The Children of Shem
No-bid contractor Bectburton Corporation is in the news, under suspicion of skimming government funds in an oil-for-food scandal. The Children of Shem follows Ahmed Alwani, a lifelong American citizen of half-Iraqi extraction, who works as a glorified code monkey in Silicon Valley. He subverts computer-based honesty tests so thoroughly that even Bectburton managers can pass. Ahmed is a loosely practicing Muslim involved with a fundamentalist Christian named Brooke, an active member of the crackpot End Times club. She’s of a sunny disposition, but mischievous enough to sneak pork into his food. Best friend Jarvis, a former I.T. engineer, now works at Starbucks. Ahmed’s former college roommate Naji is now a United Nations auditor investigating Bectburton. A red pickup truck follows Naji around; he seems wound tight lately to his friends. Ahmed takes abuse for his religion and ethnicity from Brooke’s Rapture countdown crowd.
Sometimes I wondered if she was actually being serious or just bugging me for kicks. …all sanity went out the window when she started talking about religion.
The quirky lives of Techies can be pitiable, as when they sneak into work for free on vacation days for lack of sideline pursuits. They hack of course, but the book is essentially a thriller of the post 9/11 brave new world, laced with a great deal of comedy—some light, some gallows variety. Business travel to Baghdad and an involuntary Caribbean getaway provide ripe opportunities to mix dramatics with social criticism. Portrayals of Iraqi-American quasi-dysfunctional family relationships are humanizing. Much of what Westerners identify as belligerent arguing is seen as normal discussion among Arab-Americans. The older men shout at dishwasher machines. They call the kids for hints on items misplaced within their own homes:
…my dad was looking for a pot he wanted to use to cook some rice. For some reason he thought that I would know where it was, having lived there about seven years ago.

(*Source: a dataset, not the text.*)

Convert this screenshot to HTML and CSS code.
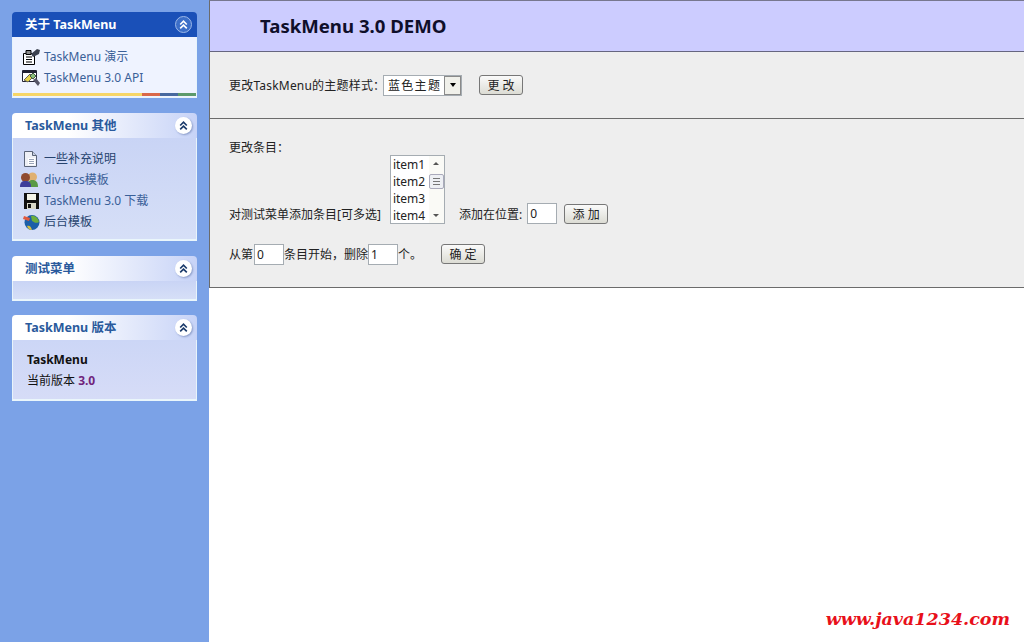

An issue of genetic analysis works plot-wise but doesn’t hold up scientifically. Despite having the moxie to mock the authorities at an offshore prison, Ahmed’s actions illustrate a low-grade case of Stockholm Syndrome. He’s in thrall of both a prison official and a seemingly assetless vanilla girlfriend. The degree of cooperation with those who work against his own beliefs and interests is not fully supported by a passive personality or any direct gain.
Omar Eljumaily is a programmer and financial analyst from Silicon Valley. His father is an Iraqi-born Muslim, his mother an American-born Christian. In this first novel, Eljumaily comments intelligently on religious extremism, and observes destructive irrationality from a healthy distance. The Children of Shem will make readers laugh, then think. Recommended for a broad audience.